- _AIM_: Copy every record below exactly.

[BEGIN]

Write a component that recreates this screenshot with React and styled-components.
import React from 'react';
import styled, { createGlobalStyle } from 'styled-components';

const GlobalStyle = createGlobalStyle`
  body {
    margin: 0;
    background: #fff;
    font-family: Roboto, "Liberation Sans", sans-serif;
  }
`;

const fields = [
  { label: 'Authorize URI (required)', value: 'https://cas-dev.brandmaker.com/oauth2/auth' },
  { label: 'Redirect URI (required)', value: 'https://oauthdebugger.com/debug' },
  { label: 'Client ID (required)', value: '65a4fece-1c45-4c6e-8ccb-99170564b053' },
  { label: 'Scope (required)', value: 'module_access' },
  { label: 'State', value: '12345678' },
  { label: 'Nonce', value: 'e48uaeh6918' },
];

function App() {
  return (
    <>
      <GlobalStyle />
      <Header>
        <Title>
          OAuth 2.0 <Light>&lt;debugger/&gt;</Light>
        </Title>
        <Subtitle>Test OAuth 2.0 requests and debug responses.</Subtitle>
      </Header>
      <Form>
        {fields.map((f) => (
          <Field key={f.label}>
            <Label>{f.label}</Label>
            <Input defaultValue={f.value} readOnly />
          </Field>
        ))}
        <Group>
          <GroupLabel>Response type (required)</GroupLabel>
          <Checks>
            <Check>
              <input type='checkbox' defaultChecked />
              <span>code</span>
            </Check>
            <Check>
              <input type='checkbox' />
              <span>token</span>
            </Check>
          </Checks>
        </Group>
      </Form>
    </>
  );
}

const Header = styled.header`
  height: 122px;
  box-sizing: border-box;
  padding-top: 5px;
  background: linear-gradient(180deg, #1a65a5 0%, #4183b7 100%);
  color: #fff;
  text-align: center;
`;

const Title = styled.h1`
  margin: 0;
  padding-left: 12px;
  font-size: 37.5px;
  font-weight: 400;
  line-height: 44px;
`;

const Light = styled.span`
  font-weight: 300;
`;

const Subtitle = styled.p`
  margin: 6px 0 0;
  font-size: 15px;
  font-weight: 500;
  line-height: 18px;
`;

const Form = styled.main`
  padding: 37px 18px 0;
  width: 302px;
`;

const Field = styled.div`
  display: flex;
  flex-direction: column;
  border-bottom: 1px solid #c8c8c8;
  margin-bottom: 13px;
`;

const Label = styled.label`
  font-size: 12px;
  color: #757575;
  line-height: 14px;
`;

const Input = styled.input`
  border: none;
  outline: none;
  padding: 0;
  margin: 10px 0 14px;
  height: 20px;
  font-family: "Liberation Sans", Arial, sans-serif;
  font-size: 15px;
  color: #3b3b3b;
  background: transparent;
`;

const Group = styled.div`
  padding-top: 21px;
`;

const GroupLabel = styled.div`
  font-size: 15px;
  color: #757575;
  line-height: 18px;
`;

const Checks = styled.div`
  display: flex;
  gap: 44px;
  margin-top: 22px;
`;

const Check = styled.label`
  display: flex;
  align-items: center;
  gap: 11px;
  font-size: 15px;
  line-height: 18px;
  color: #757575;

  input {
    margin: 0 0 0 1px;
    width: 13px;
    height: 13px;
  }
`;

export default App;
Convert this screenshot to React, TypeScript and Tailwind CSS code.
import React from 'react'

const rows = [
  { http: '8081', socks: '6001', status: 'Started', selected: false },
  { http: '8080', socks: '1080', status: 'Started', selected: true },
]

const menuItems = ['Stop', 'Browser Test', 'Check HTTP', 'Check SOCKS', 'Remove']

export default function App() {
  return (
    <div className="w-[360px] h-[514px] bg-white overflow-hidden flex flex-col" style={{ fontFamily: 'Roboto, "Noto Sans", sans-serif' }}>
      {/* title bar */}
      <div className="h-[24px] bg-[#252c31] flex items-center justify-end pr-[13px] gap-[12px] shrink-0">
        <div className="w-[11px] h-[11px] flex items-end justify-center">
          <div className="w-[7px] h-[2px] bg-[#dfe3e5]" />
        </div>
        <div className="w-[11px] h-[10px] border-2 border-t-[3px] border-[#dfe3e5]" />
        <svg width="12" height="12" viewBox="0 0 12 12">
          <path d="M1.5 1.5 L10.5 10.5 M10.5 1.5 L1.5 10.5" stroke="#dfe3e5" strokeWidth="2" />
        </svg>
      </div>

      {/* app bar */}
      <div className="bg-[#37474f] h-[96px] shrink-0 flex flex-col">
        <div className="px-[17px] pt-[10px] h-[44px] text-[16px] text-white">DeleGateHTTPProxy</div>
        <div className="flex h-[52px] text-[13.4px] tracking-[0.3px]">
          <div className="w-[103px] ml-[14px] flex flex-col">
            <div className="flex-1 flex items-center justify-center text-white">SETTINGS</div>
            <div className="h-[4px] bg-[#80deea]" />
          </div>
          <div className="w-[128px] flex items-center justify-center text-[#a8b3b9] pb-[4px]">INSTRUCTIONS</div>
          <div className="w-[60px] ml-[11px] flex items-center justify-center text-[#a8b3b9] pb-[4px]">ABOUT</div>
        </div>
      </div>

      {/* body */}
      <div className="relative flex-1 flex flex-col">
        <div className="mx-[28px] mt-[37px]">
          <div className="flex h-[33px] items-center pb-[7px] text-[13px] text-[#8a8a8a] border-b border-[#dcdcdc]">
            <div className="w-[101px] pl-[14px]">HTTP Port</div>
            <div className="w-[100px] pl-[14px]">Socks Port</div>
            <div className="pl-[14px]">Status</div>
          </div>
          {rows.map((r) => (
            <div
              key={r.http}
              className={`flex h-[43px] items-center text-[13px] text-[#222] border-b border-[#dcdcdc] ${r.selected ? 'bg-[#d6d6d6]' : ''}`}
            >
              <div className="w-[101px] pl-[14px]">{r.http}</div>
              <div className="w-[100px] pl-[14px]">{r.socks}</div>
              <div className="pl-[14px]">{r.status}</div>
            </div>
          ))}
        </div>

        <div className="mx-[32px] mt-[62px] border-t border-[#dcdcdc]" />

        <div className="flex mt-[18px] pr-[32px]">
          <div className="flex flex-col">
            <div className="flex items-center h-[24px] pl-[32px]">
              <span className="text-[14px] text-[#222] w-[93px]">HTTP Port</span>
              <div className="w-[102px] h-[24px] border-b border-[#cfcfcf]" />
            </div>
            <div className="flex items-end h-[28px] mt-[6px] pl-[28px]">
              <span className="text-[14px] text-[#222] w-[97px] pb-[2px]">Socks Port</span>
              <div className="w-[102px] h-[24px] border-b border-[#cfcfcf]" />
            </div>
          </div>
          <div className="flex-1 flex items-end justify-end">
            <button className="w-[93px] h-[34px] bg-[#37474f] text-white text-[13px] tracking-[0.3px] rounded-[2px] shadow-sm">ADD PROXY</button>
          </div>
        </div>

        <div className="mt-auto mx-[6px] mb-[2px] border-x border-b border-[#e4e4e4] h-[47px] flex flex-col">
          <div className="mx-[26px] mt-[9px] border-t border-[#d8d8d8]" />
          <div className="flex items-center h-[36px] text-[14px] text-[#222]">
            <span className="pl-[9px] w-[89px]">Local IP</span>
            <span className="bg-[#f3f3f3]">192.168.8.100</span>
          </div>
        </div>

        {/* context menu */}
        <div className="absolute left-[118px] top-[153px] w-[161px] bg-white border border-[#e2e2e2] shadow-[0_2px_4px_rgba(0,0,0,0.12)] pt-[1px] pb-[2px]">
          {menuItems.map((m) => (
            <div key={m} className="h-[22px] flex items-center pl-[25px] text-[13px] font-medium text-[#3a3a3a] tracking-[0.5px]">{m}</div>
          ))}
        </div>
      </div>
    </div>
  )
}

[END]

- _EXERCISE RESPONSE_:
Write a component that recreates this screenshot with React and styled-components.
import React from 'react';
import styled, { createGlobalStyle } from 'styled-components';

const GlobalStyle = createGlobalStyle`
  body {
    margin: 0;
    background: #fff;
    font-family: Roboto, "Liberation Sans", sans-serif;
  }
`;

const fields = [
  { label: 'Authorize URI (required)', value: 'https://cas-dev.brandmaker.com/oauth2/auth' },
  { label: 'Redirect URI (required)', value: 'https://oauthdebugger.com/debug' },
  { label: 'Client ID (required)', value: '65a4fece-1c45-4c6e-8ccb-99170564b053' },
  { label: 'Scope (required)', value: 'module_access' },
  { label: 'State', value: '12345678' },
  { label: 'Nonce', value: 'e48uaeh6918' },
];

function App() {
  return (
    <>
      <GlobalStyle />
      <Header>
        <Title>
          OAuth 2.0 <Light>&lt;debugger/&gt;</Light>
        </Title>
        <Subtitle>Test OAuth 2.0 requests and debug responses.</Subtitle>
      </Header>
      <Form>
        {fields.map((f) => (
          <Field key={f.label}>
            <Label>{f.label}</Label>
            <Input defaultValue={f.value} readOnly />
          </Field>
        ))}
        <Group>
          <GroupLabel>Response type (required)</GroupLabel>
          <Checks>
            <Check>
              <input type='checkbox' defaultChecked />
              <span>code</span>
            </Check>
            <Check>
              <input type='checkbox' />
              <span>token</span>
            </Check>
          </Checks>
        </Group>
      </Form>
    </>
  );
}

const Header = styled.header`
  height: 122px;
  box-sizing: border-box;
  padding-top: 5px;
  background: linear-gradient(180deg, #1a65a5 0%, #4183b7 100%);
  color: #fff;
  text-align: center;
`;

const Title = styled.h1`
  margin: 0;
  padding-left: 12px;
  font-size: 37.5px;
  font-weight: 400;
  line-height: 44px;
`;

const Light = styled.span`
  font-weight: 300;
`;

const Subtitle = styled.p`
  margin: 6px 0 0;
  font-size: 15px;
  font-weight: 500;
  line-height: 18px;
`;

const Form = styled.main`
  padding: 37px 18px 0;
  width: 302px;
`;

const Field = styled.div`
  display: flex;
  flex-direction: column;
  border-bottom: 1px solid #c8c8c8;
  margin-bottom: 13px;
`;

const Label = styled.label`
  font-size: 12px;
  color: #757575;
  line-height: 14px;
`;

const Input = styled.input`
  border: none;
  outline: none;
  padding: 0;
  margin: 10px 0 14px;
  height: 20px;
  font-family: "Liberation Sans", Arial, sans-serif;
  font-size: 15px;
  color: #3b3b3b;
  background: transparent;
`;

const Group = styled.div`
  padding-top: 21px;
`;

const GroupLabel = styled.div`
  font-size: 15px;
  color: #757575;
  line-height: 18px;
`;

const Checks = styled.div`
  display: flex;
  gap: 44px;
  margin-top: 22px;
`;

const Check = styled.label`
  display: flex;
  align-items: center;
  gap: 11px;
  font-size: 15px;
  line-height: 18px;
  color: #757575;

  input {
    margin: 0 0 0 1px;
    width: 13px;
    height: 13px;
  }
`;

export default App;
Convert this screenshot to React, TypeScript and Tailwind CSS code.
import React from 'react'

const rows = [
  { http: '8081', socks: '6001', status: 'Started', selected: false },
  { http: '8080', socks: '1080', status: 'Started', selected: true },
]

const menuItems = ['Stop', 'Browser Test', 'Check HTTP', 'Check SOCKS', 'Remove']

export default function App() {
  return (
    <div className="w-[360px] h-[514px] bg-white overflow-hidden flex flex-col" style={{ fontFamily: 'Roboto, "Noto Sans", sans-serif' }}>
      {/* title bar */}
      <div className="h-[24px] bg-[#252c31] flex items-center justify-end pr-[13px] gap-[12px] shrink-0">
        <div className="w-[11px] h-[11px] flex items-end justify-center">
          <div className="w-[7px] h-[2px] bg-[#dfe3e5]" />
        </div>
        <div className="w-[11px] h-[10px] border-2 border-t-[3px] border-[#dfe3e5]" />
        <svg width="12" height="12" viewBox="0 0 12 12">
          <path d="M1.5 1.5 L10.5 10.5 M10.5 1.5 L1.5 10.5" stroke="#dfe3e5" strokeWidth="2" />
        </svg>
      </div>

      {/* app bar */}
      <div className="bg-[#37474f] h-[96px] shrink-0 flex flex-col">
        <div className="px-[17px] pt-[10px] h-[44px] text-[16px] text-white">DeleGateHTTPProxy</div>
        <div className="flex h-[52px] text-[13.4px] tracking-[0.3px]">
          <div className="w-[103px] ml-[14px] flex flex-col">
            <div className="flex-1 flex items-center justify-center text-white">SETTINGS</div>
            <div className="h-[4px] bg-[#80deea]" />
          </div>
          <div className="w-[128px] flex items-center justify-center text-[#a8b3b9] pb-[4px]">INSTRUCTIONS</div>
          <div className="w-[60px] ml-[11px] flex items-center justify-center text-[#a8b3b9] pb-[4px]">ABOUT</div>
        </div>
      </div>

      {/* body */}
      <div className="relative flex-1 flex flex-col">
        <div className="mx-[28px] mt-[37px]">
          <div className="flex h-[33px] items-center pb-[7px] text-[13px] text-[#8a8a8a] border-b border-[#dcdcdc]">
            <div className="w-[101px] pl-[14px]">HTTP Port</div>
            <div className="w-[100px] pl-[14px]">Socks Port</div>
            <div className="pl-[14px]">Status</div>
          </div>
          {rows.map((r) => (
            <div
              key={r.http}
              className={`flex h-[43px] items-center text-[13px] text-[#222] border-b border-[#dcdcdc] ${r.selected ? 'bg-[#d6d6d6]' : ''}`}
            >
              <div className="w-[101px] pl-[14px]">{r.http}</div>
              <div className="w-[100px] pl-[14px]">{r.socks}</div>
              <div className="pl-[14px]">{r.status}</div>
            </div>
          ))}
        </div>

        <div className="mx-[32px] mt-[62px] border-t border-[#dcdcdc]" />

        <div className="flex mt-[18px] pr-[32px]">
          <div className="flex flex-col">
            <div className="flex items-center h-[24px] pl-[32px]">
              <span className="text-[14px] text-[#222] w-[93px]">HTTP Port</span>
              <div className="w-[102px] h-[24px] border-b border-[#cfcfcf]" />
            </div>
            <div className="flex items-end h-[28px] mt-[6px] pl-[28px]">
              <span className="text-[14px] text-[#222] w-[97px] pb-[2px]">Socks Port</span>
              <div className="w-[102px] h-[24px] border-b border-[#cfcfcf]" />
            </div>
          </div>
          <div className="flex-1 flex items-end justify-end">
            <button className="w-[93px] h-[34px] bg-[#37474f] text-white text-[13px] tracking-[0.3px] rounded-[2px] shadow-sm">ADD PROXY</button>
          </div>
        </div>

        <div className="mt-auto mx-[6px] mb-[2px] border-x border-b border-[#e4e4e4] h-[47px] flex flex-col">
          <div className="mx-[26px] mt-[9px] border-t border-[#d8d8d8]" />
          <div className="flex items-center h-[36px] text-[14px] text-[#222]">
            <span className="pl-[9px] w-[89px]">Local IP</span>
            <span className="bg-[#f3f3f3]">192.168.8.100</span>
          </div>
        </div>

        {/* context menu */}
        <div className="absolute left-[118px] top-[153px] w-[161px] bg-white border border-[#e2e2e2] shadow-[0_2px_4px_rgba(0,0,0,0.12)] pt-[1px] pb-[2px]">
          {menuItems.map((m) => (
            <div key={m} className="h-[22px] flex items-center pl-[25px] text-[13px] font-medium text-[#3a3a3a] tracking-[0.5px]">{m}</div>
          ))}
        </div>
      </div>
    </div>
  )
}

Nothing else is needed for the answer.